■中野サンプラザが山下達郎のホームグラウンドになった理由
今年2月18日に放送された『山下達郎と上柳昌彦のオールナイトニッポン』(ニッポン放送)で、山下はその理由をこう語っていた。
「(中野)サンプラザはね、融通が利くっていうかね。でも1980年の5月1日っていうのが、『RIDE ON TIME』の発売日だったんですけど。そのときが生まれて初めてサンプラザでやった日でね。5月1〜3日って3日間と、12月25〜27日の3日間という。それが4年ぐらい、ずっと続いたんですね。それで、僕のホームグラウンドになったんですけども……」
前出の音楽関係者は言う。
「ハイトーンが持ち味の達郎さんは音響へのこだわりが半端なく、基本的に『大きい会場でライブをやりたくない』ポリシーの方です。中野サンプラザに関しては、設計上、六角形のアリーナになっているのですが、最大収容人数から120席ほど減らせば、達郎さんがライブの理想とする音響スペースに変えられる“唯一無二の場所”だといいます」
先ほどのラジオ番組でも同所の解体に関して、山下は憤激していた。
「でも本来だったらあそこ、ちゃんとリフォームしてね。耐震強度をアレして残せばいいのになって僕なんか思うんですけどね。日本はなんでもスクラップアンドビルドだから……」
1月の同所のライブでは、サプライズがあったという。
「アンコールでは妻の竹内まりやさん(68)が登場したんです。同所での初ライブ日に発売された『RIDE ON TIME』を夫妻でアカペラ熱唱し、観客の興奮は最高潮に達していました。

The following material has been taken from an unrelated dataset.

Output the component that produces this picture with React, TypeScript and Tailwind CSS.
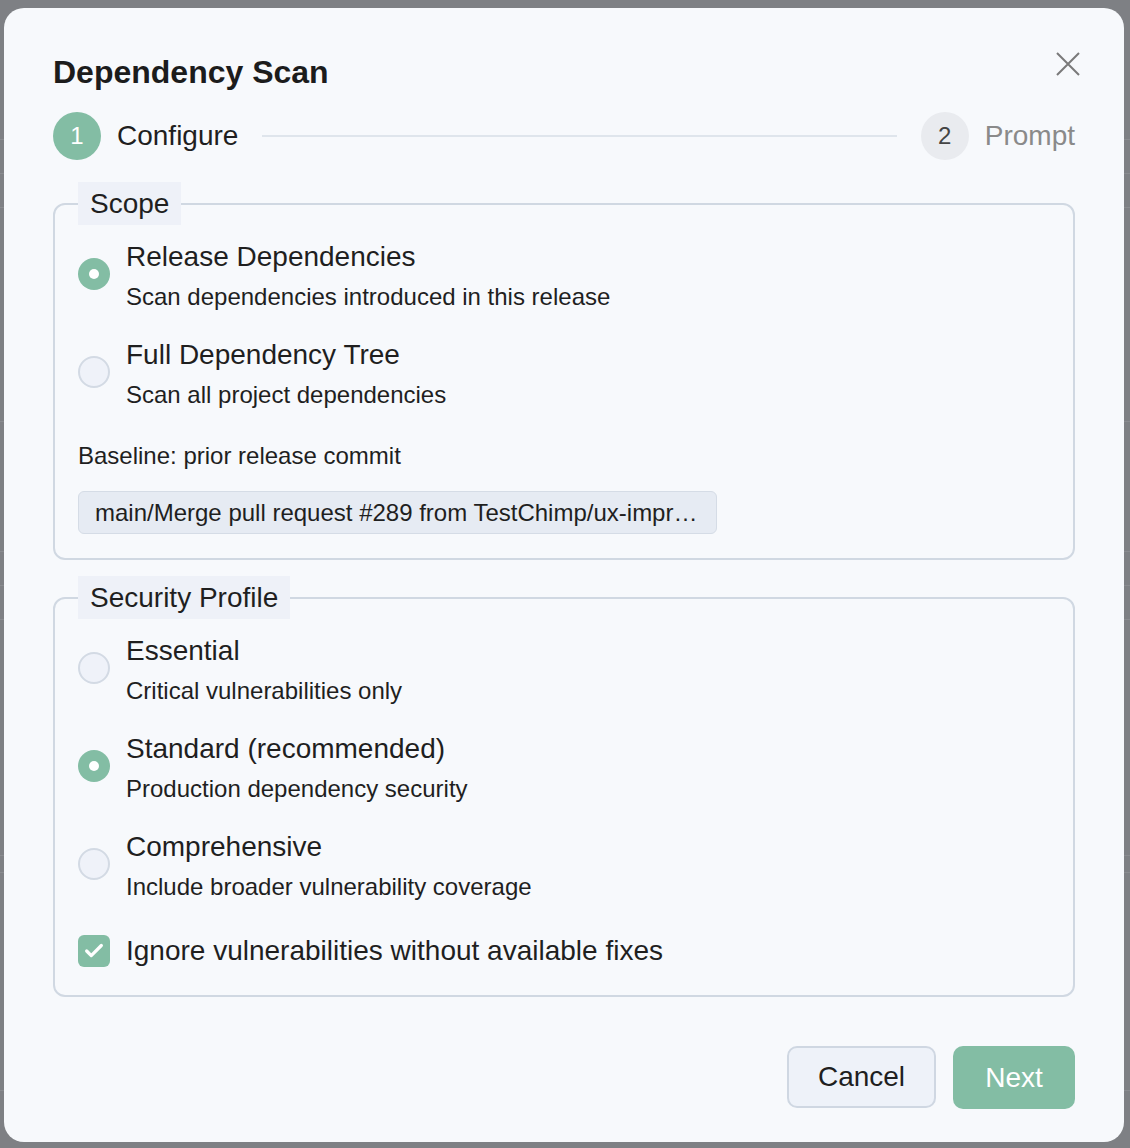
import { Check } from 'lucide-react'

const font = { fontFamily: '"Liberation Sans", Arial, sans-serif' }

const backdropLines = [139, 173, 207, 421, 551, 585, 619, 855, 872, 1090]

function Radio({ checked }: { checked: boolean }) {
  return checked ? (
    <span className="mt-[21px] flex h-8 w-8 shrink-0 items-center justify-center rounded-full bg-[#83bda4]">
      <span className="h-[10px] w-[10px] rounded-full bg-white" />
    </span>
  ) : (
    <span className="mt-[21px] h-8 w-8 shrink-0 rounded-full border-2 border-[#d3dae4] bg-[#eff2f9]" />
  )
}

function Option({ title, desc, checked }: { title: string; desc: string; checked: boolean }) {
  return (
    <div className="flex gap-4">
      <Radio checked={checked} />
      <div className="flex flex-col">
        <span className="text-[28px] leading-[40px] text-[#1f1f1f]">{title}</span>
        <span className="text-[24px] leading-[40px] text-[#1f1f1f]">{desc}</span>
      </div>
    </div>
  )
}

function Section({ label, children }: { label: string; children: React.ReactNode }) {
  return (
    <fieldset className="rounded-[12px] border-2 border-[#d0d8e2] px-[23px] pt-[12px] pb-[24px]">
      <legend className="h-[43px] bg-[#eef1f8] px-[12px] text-[28px] leading-[43px] text-[#1f1f1f]">
        {label}
      </legend>
      {children}
    </fieldset>
  )
}

export default function App() {
  return (
    <div className="relative h-[1148px] w-[1130px] overflow-hidden bg-[#7e8084] pl-[4px] pt-[8px]" style={font}>
      {/* page under the overlay */}
      {backdropLines.map((y) => (
        <div key={y} className="absolute left-0 h-px w-full bg-[#8a8c90]" style={{ top: y }} />
      ))}

      <div className="relative flex h-[1134px] w-[1120px] flex-col rounded-[20px] bg-[#f7f9fc] px-[49px] pt-[44px] pb-[33px]">
        {/* Header */}
        <div className="flex items-start justify-between">
          <h2 className="text-[32px] font-bold leading-[40px] text-[#1c1c1c]">Dependency Scan</h2>
          <button className="-mr-[5px] text-[#7a7a7a]">
            <svg width="24" height="24" viewBox="0 0 24 24" fill="none" stroke="currentColor" strokeWidth="2">
              <path d="M1 1L23 23M23 1L1 23" />
            </svg>
          </button>
        </div>

        {/* Stepper */}
        <div className="mt-[20px] flex h-12 items-center">
          <span className="flex h-12 w-12 items-center justify-center rounded-full bg-[#83bda4] text-[24px] text-white">
            1
          </span>
          <span className="ml-4 text-[28px] text-[#1f1f1f]">Configure</span>
          <div className="ml-6 mr-[24px] h-[2px] flex-1 bg-[#dfe5ec]" />
          <span className="flex h-12 w-12 items-center justify-center rounded-full bg-[#e9ebef] text-[24px] text-[#444]">
            2
          </span>
          <span className="ml-[16px] text-[28px] text-[#8a8a8a]">Prompt</span>
        </div>

        <div className="mt-[22px] flex flex-col gap-[16px]">
          <Section label="Scope">
            <div className="flex flex-col gap-[18px]">
              <Option title="Release Dependencies" desc="Scan dependencies introduced in this release" checked />
              <Option title="Full Dependency Tree" desc="Scan all project dependencies" checked={false} />
            </div>
            <p className="mt-[21px] text-[24px] leading-[40px] text-[#1f1f1f]">Baseline: prior release commit</p>
            <div className="mt-[15px] h-[43px] w-[639px] whitespace-nowrap rounded-[6px] border border-[#d5dce6] bg-[#e6ebf3] px-4 text-[24px] leading-[41px] text-[#1f1f1f]">
              main/Merge pull request #289 from TestChimp/ux-impr…
            </div>
          </Section>

          <Section label="Security Profile">
            <div className="flex flex-col gap-[18px]">
              <Option title="Essential" desc="Critical vulnerabilities only" checked={false} />
              <Option title="Standard (recommended)" desc="Production dependency security" checked />
              <Option title="Comprehensive" desc="Include broader vulnerability coverage" checked={false} />
            </div>
            <label className="mt-[24px] flex items-center gap-4">
              <span className="flex h-8 w-8 shrink-0 items-center justify-center rounded-[6px] bg-[#83bda4]">
                <Check className="h-[22px] w-[22px] text-white" strokeWidth={3.5} />
              </span>
              <span className="text-[28px] leading-[40px] text-[#1f1f1f]">Ignore vulnerabilities without available fixes</span>
            </label>
          </Section>
        </div>

        {/* Footer */}
        <div className="mt-auto flex justify-end gap-[17px]">
          <button className="h-[62px] w-[149px] rounded-[10px] border-2 border-[#cfd7e2] bg-[#eef2f9] text-[28px] text-[#1f1f1f]">
            Cancel
          </button>
          <button className="h-[63px] w-[122px] rounded-[10px] bg-[#83bda4] text-[28px] text-white">Next</button>
        </div>
      </div>
    </div>
  )
}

最後に達郎さんは観客の前でしみじみと語りかけたんです。『大変な時代になったけれど、心の安らぎをもって冷静に寛容に助け合っていきましょう。カッコよく年をとっていきましょう!』って。観客に手を振って去っていきました。
43年間の思い出が、夫婦であふれたのでしょうね。街の再開発やコロナ禍など、長い人生では自分の力ではどうしようもないこともある。達郎さんは『それでも、音楽の力を信じている』と話していたと聞いています」(前出・音楽関係者)
中野サンプラザの建て替えは不可避なものだったのだろうか。中野区役所に聞いた。
「そもそも『再整備していく』と打ち出したころから『まだまだ使えるんじゃないの?』という話は確かにありました。今の施設を生かした形で、まちづくりとして更新できないのかという話は議論としてはありましたが、施設の老朽化などから難しいということで(再開発を)進めてきたのです」(中野駅周辺まちづくり課の担当者)
中野サンプラザの解体後、近隣に新たなコンサートホールを作るという。
「隣接する区役所とサンプラザの敷地を一体にして再整備、再開発する予定になっておりまして、今、施工予定者の野村不動産グループから最大収容人数7千人のホールということで提案をされています」(前出・中野駅周辺まちづくり課の担当者)
2028年の完成を想定しているという。閉館最終日、感極まった山下は何を語るのか。彼の声のトーンがさらに上がりそうだ。